Below is an informal, personal assessment that can provide insight into one's readiness to embed teacher leadership in a school. The indicators address personal considerations for the principal including values, commitments, and knowledge.

The principal is prepared to share the leadership values of

  • collective achievement.
  • individual and collective responsibility.
  • collaboration.
  • democratic, inclusive processes for working.
  • personal and professional growth for all.
  • recognizing and celebrating the strengths and talents of teachers.

The principal is committed to

  • establishing structures that allow for collaboration (for example, School Leadership Teams).
  • removing barriers that impede teachers from leading (for example, a lack of time to lead).
  • establishing informal and formal communication links for information sharing.
  • establishing job-embedded professional development structures (for example, study groups, action research projects, and coaching).
  • establishing shared decision-making processes.
  • developing equal, collaborative relationships with teachers.
  • collecting data on the effectiveness of leadership performance.

The principal is knowledgeable about

  • teacher leadership theory and practice.
  • adult learning theory.
  • leadership development.
  • collaborative processes.
  • emotional intelligence.


The indicators that determine readiness to share leadership may appear to be a tall order, but a lot of principals will see that they are not far from the mark. To jumpstart progress toward creating a community of leaders, consider the following tips:

Identify strength areas. Capitalize on what is going well and make it better by leading with focus and intention. Begin conversations about teacher leadership with staff to help identify what is working.
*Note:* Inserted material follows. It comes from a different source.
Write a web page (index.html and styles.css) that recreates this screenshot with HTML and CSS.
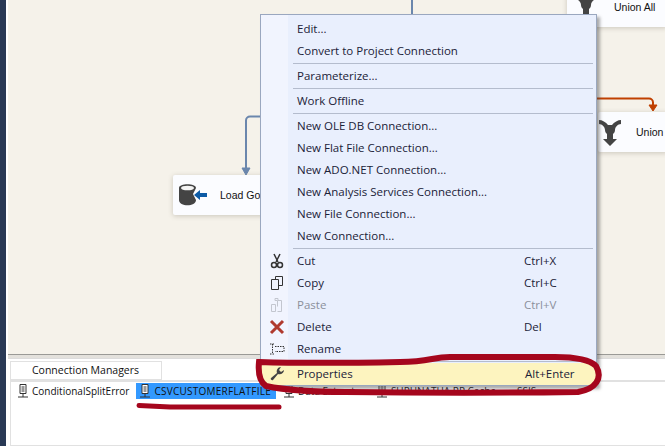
FILE: index.html
```html
<!DOCTYPE html>
<html>
<head>
<meta charset="utf-8">
<title>Connection manager menu</title>
<link rel="stylesheet" href="styles.css">
</head>
<body>
<div class="app">
  <div class="rail"></div>
  <div class="main">
    <div class="canvas">
      <svg class="flows" width="657" height="350" viewBox="0 0 657 350">
        <path d="M404 0V14" fill="none" stroke="#6b87ad" stroke-width="2"/>
        <path d="M252 116.500H242a4 4 0 0 0-4 4V170" fill="none" stroke="#6b87ad" stroke-width="2"/>
        <path d="M238 175l-4-7h8z" fill="#6b87ad" stroke="#6b87ad"/>
        <path d="M589 98.500H641a4 4 0 0 1 4 4V106" fill="none" stroke="#c04000" stroke-width="2"/>
        <path d="M645 111l-4-6h8z" fill="#c04000" stroke="#c04000"/>
      </svg>
      <div class="node node-load">
        <svg class="node-icon" width="30" height="22" viewBox="0 0 30 22">
          <path d="M0 4c0-5 17-5 17 0l-3 6 3 6c0 7-17 7-17 0z" fill="#444"/>
          <ellipse cx="8.500" cy="4" rx="6.500" ry="2.300" fill="#f4f4f4"/>
          <path d="M15 11l6-5v3h7v4h-7v3z" fill="#0d5ba6"/>
        </svg>
        <span class="node-label">Load Gol</span>
      </div>
      <div class="node node-union-all">
        <svg class="union-icon" width="22" height="27" viewBox="0 0 22 27">
          <path d="M0 1c3 0 7 2 9 5h4c2-3 6-5 9-5v4c-3 0-6 3-6 6 0 2-1 3-2 4v5h4l-7 7-7-7h4v-5c-1-1-2-2-2-4 0-3-3-6-6-6z" fill="#444"/>
        </svg>
        <span class="node-label">Union All</span>
      </div>
      <div class="node node-union">
        <svg class="union-icon" width="22" height="27" viewBox="0 0 22 27">
          <path d="M0 1c3 0 7 2 9 5h4c2-3 6-5 9-5v4c-3 0-6 3-6 6 0 2-1 3-2 4v5h4l-7 7-7-7h4v-5c-1-1-2-2-2-4 0-3-3-6-6-6z" fill="#444"/>
        </svg>
        <span class="node-label">Union</span>
      </div>
    </div>
    <div class="splitter"></div>
    <div class="tray">
      <div class="tab">Connection Managers</div>
      <div class="managers">
        <div class="manager">
          <svg class="conn-icon" width="12" height="15" viewBox="0 0 12 15"><path d="M3 .5h6v9H3zM4.500 3h3M4.500 5h3M4.500 7h3M6 9.500V13M1 13h10" fill="none" stroke="#333"/></svg>
          <span>ConditionalSplitError</span>
        </div>
        <div class="manager manager-selected">
          <svg class="conn-icon" width="12" height="15" viewBox="0 0 12 15"><path d="M3 .5h6v9H3z" fill="#fff" stroke="#333"/><path d="M4.500 3h3M4.500 5h3M4.500 7h3M6 9.500V13M1 13h10" fill="none" stroke="#333"/></svg>
          <span>CSVCUSTOMERFLATFILE</span>
        </div>
        <div class="manager manager-data">
          <svg class="conn-icon" width="12" height="15" viewBox="0 0 12 15"><path d="M3 .5h6v9H3zM4.500 3h3M4.500 5h3M4.500 7h3M6 9.500V13M1 13h10" fill="none" stroke="#333"/></svg>
          <span>Data Extract</span>
        </div>
        <div class="manager manager-hidden">
          <svg class="conn-icon" width="12" height="15" viewBox="0 0 12 15"><path d="M3 .5h6v9H3zM4.500 3h3M4.500 5h3M4.500 7h3M6 9.500V13M1 13h10" fill="none" stroke="#333"/></svg>
          <span>SUPHNATHA.RP.Cache</span>
        </div>
        <div class="manager manager-last">
          <span>SSIS</span>
        </div>
      </div>
    </div>
  </div>

  <div class="menu">
    <div class="item"><span class="label">Edit...</span></div>
    <div class="item"><span class="label">Convert to Project Connection</span></div>
    <div class="sep"></div>
    <div class="item"><span class="label">Parameterize...</span></div>
    <div class="sep"></div>
    <div class="item"><span class="label">Work Offline</span></div>
    <div class="sep"></div>
    <div class="item"><span class="label">New OLE DB Connection...</span></div>
    <div class="item"><span class="label">New Flat File Connection...</span></div>
    <div class="item"><span class="label">New ADO.NET Connection...</span></div>
    <div class="item"><span class="label">New Analysis Services Connection...</span></div>
    <div class="item"><span class="label">New File Connection...</span></div>
    <div class="item"><span class="label">New Connection...</span></div>
    <div class="sep"></div>
    <div class="item">
      <svg class="menu-icon" width="16" height="16" viewBox="0 0 16 16"><path d="M5 1l4 8M11 1L7 9" fill="none" stroke="#333" stroke-width="1.500"/><circle cx="5" cy="12" r="2.500" fill="none" stroke="#333" stroke-width="1.500"/><circle cx="11" cy="12" r="2.500" fill="none" stroke="#333" stroke-width="1.500"/></svg>
      <span class="label">Cut</span><span class="key">Ctrl+X</span>
    </div>
    <div class="item">
      <svg class="menu-icon" width="16" height="16" viewBox="0 0 16 16"><path d="M6.500 4V1.500h7v9H10M2.500 4.500h7v10h-7z" fill="none" stroke="#333"/></svg>
      <span class="label">Copy</span><span class="key">Ctrl+C</span>
    </div>
    <div class="item item-disabled">
      <svg class="menu-icon" width="16" height="16" viewBox="0 0 16 16"><path d="M2.500 7.500h4v7h-4zM8.500 9.500V3.500H6v-2h3v2h3.500v11h-4" fill="none" stroke="#c3c6cf"/></svg>
      <span class="label">Paste</span><span class="key">Ctrl+V</span>
    </div>
    <div class="item">
      <svg class="menu-icon" width="16" height="16" viewBox="0 0 16 16"><path d="M2 2l12 12M14 2L2 14" fill="none" stroke="#b03a2e" stroke-width="3"/></svg>
      <span class="label">Delete</span><span class="key">Del</span>
    </div>
    <div class="item">
      <svg class="menu-icon" width="16" height="16" viewBox="0 0 16 16"><path d="M1 3h5M1 13h5M3.500 3v10M6 5.500h9v5H6" fill="none" stroke="#333" stroke-dasharray="1.500 1"/></svg>
      <span class="label">Rename</span>
    </div>
    <div class="sep"></div>
    <div class="item item-active">
      <svg class="menu-icon" width="16" height="16" viewBox="0 0 16 16"><path d="M15 4c0 3-3 5-6 4l-5 6c-1 1-3-1-2-2l6-5c-1-3 1-6 4-6l-2 3 2 2z" fill="#444"/></svg>
      <span class="label">Properties</span><span class="key">Alt+Enter</span>
    </div>
  </div>

  <svg class="annotation" width="665" height="446" viewBox="0 0 665 446">
    <path d="M259 362C258 372 259 381 266 386C290 391 320 392 345 392C430 393 500 393 578 392C596 389 603 378 596 366C588 358 570 357 555 357L450 357C432 357 430 362 400 362C350 363 290 363 259 362Z" fill="none" stroke="#a5061d" stroke-width="6"/>
    <path d="M139 405.500L170 407H279" fill="none" stroke="#a5061d" stroke-width="5" stroke-linecap="round"/>
  </svg>
</div>
</body>
</html>
```

FILE: styles.css
```css
* { box-sizing: border-box; }
html, body { margin: 0; padding: 0; }
body { width: 665px; height: 446px; overflow: hidden; background: #fff; font-family: "Open Sans", "Noto Sans", sans-serif; }

.app { position: relative; display: flex; width: 665px; height: 446px; overflow: hidden; }
.rail { flex: 0 0 6px; background: #293955; }
.main { flex: 1; display: flex; flex-direction: column; padding-left: 2px; min-width: 0; }

.canvas { position: relative; flex: 0 0 354px; background: #f5f2ea; }
.flows { position: absolute; left: 0; top: 0; }
.node { position: absolute; display: flex; align-items: center; height: 40px; background: #fbfcff; border-radius: 2px; box-shadow: 0 1px 5px rgba(80, 70, 50, .25); font-family: "Liberation Sans", sans-serif; font-size: 10.500px; color: #111; white-space: nowrap; }
.node-load { left: 165px; top: 175px; width: 110px; padding-left: 6px; }
.node-load .node-label { margin-left: 11px; }
.node-union-all { left: 559px; top: -13px; width: 100px; padding-left: 8px; }
.node-union-all .node-label { margin-left: 17px; }
.node-union { left: 590px; top: 112px; width: 70px; padding-left: 1px; }
.node-union .node-label { margin-left: 15px; }

.splitter { flex: 0 0 5px; background: #e3e1dc; border-top: 1px solid #9a9a96; border-bottom: 1px solid #dcdcdc; }

.tray { flex: 1; display: flex; flex-direction: column; padding: 2px 0 0 2px; background: #fff; }
.tab { width: 152px; height: 19px; padding-left: 21px; border: 1px solid #e1e1e1; font-size: 10.500px; line-height: 17px; color: #111; }
.managers { flex: 1; display: flex; align-items: flex-start; padding: 1px 0 0 6px; border: 1px solid #e1e1e1; border-top: 2px solid #e1e1e1; border-right: 0; font-size: 10px; color: #111; white-space: nowrap; }
.manager { display: flex; align-items: center; gap: 3px; height: 16px; }
.manager-selected { margin-left: 7px; padding: 0 5px 0 3px; background: #3399ff; letter-spacing: .25px; }
.manager-data { margin-left: 7px; }
.manager-hidden { margin-left: 21px; }
.manager-last { margin-left: 21px; }
.conn-icon { flex: none; }

.menu { position: absolute; left: 260px; top: 14px; width: 337px; padding: 3px 1px 0; border: 1px solid #9aa7bf; background: linear-gradient(to right, #f1f4fe 27px, #e9effd 27px); box-shadow: 3px 3px 3px rgba(70, 70, 70, .45); font-size: 11.500px; color: #1b2238; }
.item { position: relative; display: flex; align-items: center; height: 22px; padding: 0 21px 2px 35px; white-space: nowrap; }
.label { flex: 1; }
.key { flex: 0 0 50px; }
.sep { height: 1px; margin: 1px 2px 1px 31px; background: #b4bccd; }
.item-disabled { color: #8b8f9b; }
.item-active { margin: 0 -1px; padding: 0 21px 2px 36px; background: #fdf4bf; }
.menu-icon { position: absolute; left: 7px; top: 3px; }
.item-active .menu-icon { left: 8px; }

.annotation { position: absolute; left: 0; top: 0; pointer-events: none; }
```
Identify areas for improvement. Select one indicator that needs work, and create a plan to develop that area. The first order of business might be to read up on the topic to become aware of important issues. Next, consider hiring a leadership coach to support further personal growth and leadership development. Use data to determine organizational needs. What do the data show about student learning at your school? What collaborative structures can be put in place to improve student learning? Is a School Leadership Team needed to work on school improvement issues? Will a study group help to further learning in the area of reading?

Embedding teacher leadership structures and processes in a school is no easy task. Principals are right to be thoughtful as they make the decision to move forward in sharing leadership. Possessing certain values, commitments, and understandings can be an indication that principals are ready to share leadership.

Read more of Ellen Cortez-Ford's nine-part Coaching Teachers To Be Leaders series.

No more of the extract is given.